Why QR check-in offline matters for your church event
A church planter in Manchester messaged us three weeks before their first conference. 'Our venue's WiFi is dodgy,' they said. 'What happens when 200 people arrive and the internet drops?' That conversation shaped how we built check-in for Gathrd.
The problem we kept hearing
When we first launched Gathrd, we assumed event organisers had reliable WiFi. Seemed reasonable. Then we started talking to actual church staff.
One church ran a prayer meeting in a village hall with no broadband. Another hired a conference centre with 500 attendees and internet that flaked out mid-afternoon. A third used a warehouse plant space in East London where the signal barely reached the door. These weren't edge cases. They were the norm.
The generic event platforms I'd seen didn't solve this. They required a live connection to check people in. If your internet died, you were manually looking up tickets on your phone, crossing names off a clipboard, or turning people away.
For a church or ministry leader, that's not acceptable. Your event should run whether the WiFi holds or not.
How offline QR check-in actually works in Gathrd
The system is simpler than it sounds. When you set up your event in Gathrd, you download the check-in data to your phone or tablet before the event starts. The app caches every ticket, every attendee name, every booking detail. No internet needed from that point.
At your door, you scan a QR code with the Gathrd check-in app. It reads the code, matches it against your offline data, and marks that person as checked in. Instantly. No cloud call. No spinning wheel waiting for a response.
When your WiFi comes back, the app syncs automatically. Your attendance records update in real time on Gathrd's platform. You see the final numbers, the no-shows, everything. But your door operation never depended on it.
We built this because we learned that internet is a feature some venues have, not a feature you can count on.
The NFC layer: when QR codes aren't enough
QR codes work beautifully for most events. Fast, contactless, reliable. But some organisers want an even smoother flow. They want a branded wristband or keycard that people tap instead of scanning a code.
That's where our integration with TapTrust comes in. TapTrust handles NFC (near-field communication) wristbands and cards. You can still use Gathrd's QR check-in as your standard, but if you want branded NFC hardware for a larger conference or multiday event, it slots in. The backend stays the same. The offline support still works. Your attendees just tap instead of scan.
We didn't build the NFC hardware ourselves. TapTrust does that better than anyone. Our job was making sure Gathrd played well with it, and that both tools worked offline. We do what we're good at. We don't pretend we're good at everything.

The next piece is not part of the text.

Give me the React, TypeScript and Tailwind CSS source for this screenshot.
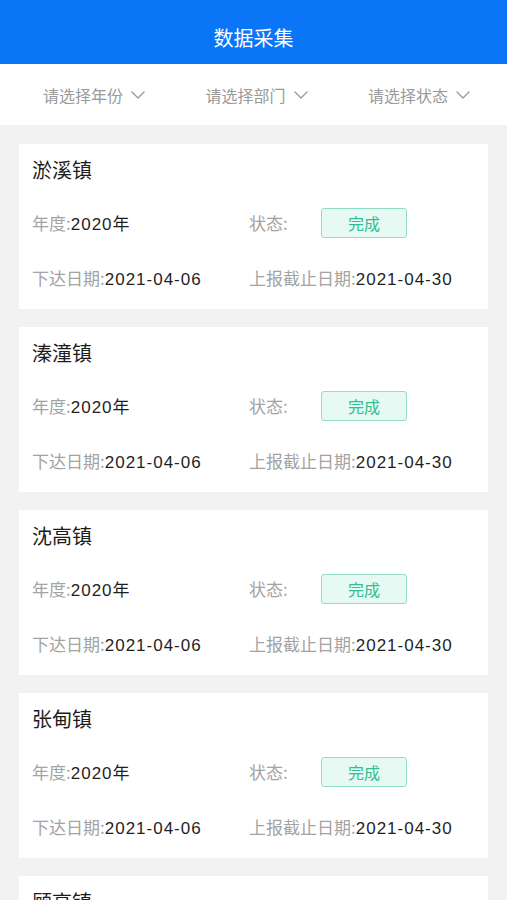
const tasks = [
  { name: "淤溪镇", year: "2020", status: "完成", issued: "2021-04-06", deadline: "2021-04-30" },
  { name: "溱潼镇", year: "2020", status: "完成", issued: "2021-04-06", deadline: "2021-04-30" },
  { name: "沈高镇", year: "2020", status: "完成", issued: "2021-04-06", deadline: "2021-04-30" },
  { name: "张甸镇", year: "2020", status: "完成", issued: "2021-04-06", deadline: "2021-04-30" },
  { name: "顾高镇", year: "2020", status: "完成", issued: "2021-04-06", deadline: "2021-04-30" },
]

const filters = ["请选择年份", "请选择部门", "请选择状态"]

const numFont = { fontFamily: '"Liberation Sans", "Noto Sans CJK SC", sans-serif' }

function Chevron() {
  return (
    <svg width="14" height="8" viewBox="0 0 14 8" fill="none" className="ml-[8px]">
      <path d="M1 1l6 6 6-6" stroke="#9a9a9a" strokeWidth="1.4" strokeLinecap="round" strokeLinejoin="round" />
    </svg>
  )
}

export default function App() {
  return (
    <div
      className="w-[507px] h-[900px] overflow-hidden bg-[#f2f2f2]"
      style={{ fontFamily: '"Noto Sans CJK SC", "Noto Sans", sans-serif' }}
    >
      <div className="h-[64px] bg-[#0a75f7] flex items-end justify-center pb-[12px]">
        <h1 className="text-white text-[20px] leading-[28px]">数据采集</h1>
      </div>

      <div className="h-[61px] bg-white flex items-center justify-between pl-[43px] pr-[37px]">
        {filters.map((f) => (
          <div key={f} className="flex items-center text-[16px] text-[#9a9a9a]">
            <span>{f}</span>
            <Chevron />
          </div>
        ))}
      </div>

      <div className="flex flex-col gap-[18px] px-[19px] pt-[19px]">
        {tasks.map((t) => (
          <div key={t.name} className="bg-white pl-[13px] pr-4 pt-[12px] pb-[19px] shrink-0">
            <div className="text-[20px] leading-[28px] text-[#1c1c1c]">{t.name}</div>
            <div className="grid grid-cols-[217px_1fr] mt-[24px] text-[17px]">
              <div className="leading-[30px] h-[30px] whitespace-nowrap">
                <span className="text-[#a3a3a3]">年度:</span>
                <span className="text-[#1f1f1f] tracking-[1px]" style={numFont}>{t.year}</span>
                <span className="text-[#1f1f1f]">年</span>
              </div>
              <div className="flex items-center h-[30px]">
                <span className="text-[#a3a3a3] w-[72px]">状态:</span>
                <span className="w-[86px] h-[30px] rounded-[3px] border border-[#93dcc6] bg-[#e6f9f3] text-[#2fbf93] text-[16px] flex items-center justify-center">
                  {t.status}
                </span>
              </div>
              <div className="leading-[24px] h-[24px] mt-[28px] whitespace-nowrap">
                <span className="text-[#a3a3a3]">下达日期:</span>
                <span className="text-[#1f1f1f] tracking-[1px]" style={numFont}>{t.issued}</span>
              </div>
              <div className="leading-[24px] h-[24px] mt-[28px] whitespace-nowrap">
                <span className="text-[#a3a3a3]">上报截止日期:</span>
                <span className="text-[#1f1f1f] tracking-[1px]" style={numFont}>{t.deadline}</span>
              </div>
            </div>
          </div>
        ))}
      </div>
    </div>
  )
}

A concrete moment: launch week
The week we shipped offline QR check-in, a cathedral in Durham tested it during their summer festival. 600 people. Three days. Patchy 4G coverage in the grounds. The check-in team downloaded their data Friday evening. Sunday afternoon, halfway through the festival, the venue's main router failed. They didn't know. They just kept scanning codes. By the time the internet came back online, all 1,800 check-ins had synced perfectly.
The event organiser sent us a message: 'This just worked. We didn't even notice.' That's the goal. You shouldn't have to think about whether your door check-in will hold up. It should be boring and reliable, like a lock on a door.
Why this matters for churches specifically
Generic event platforms treat offline support as a nice to have. For churches and faith events, it's foundational. You run worship nights in borrowed halls. You book conference centres where the WiFi is overwhelmed. You hire village halls where broadband never arrived. You don't choose your venues based on internet quality. Your venues choose you.
That's why Gathrd was built for faith communities from the ground up. You get the lower fees (3% on paid tickets, versus 6.95% plus £0.59 per ticket on Eventbrite). You get Gift Aid automation with split-checkout, so UK churches don't lose a penny to the platform. And you get practical features like offline check-in that actually fit how you work.
You're not paying for features you'll never use. You're using a platform that understands why a prayer meeting in a village hall matters as much as a 500-person conference.
When was the last time you thought about what happens to your event if your internet fails? Most organisers never have to. But most organisers don't run faith events the way you do.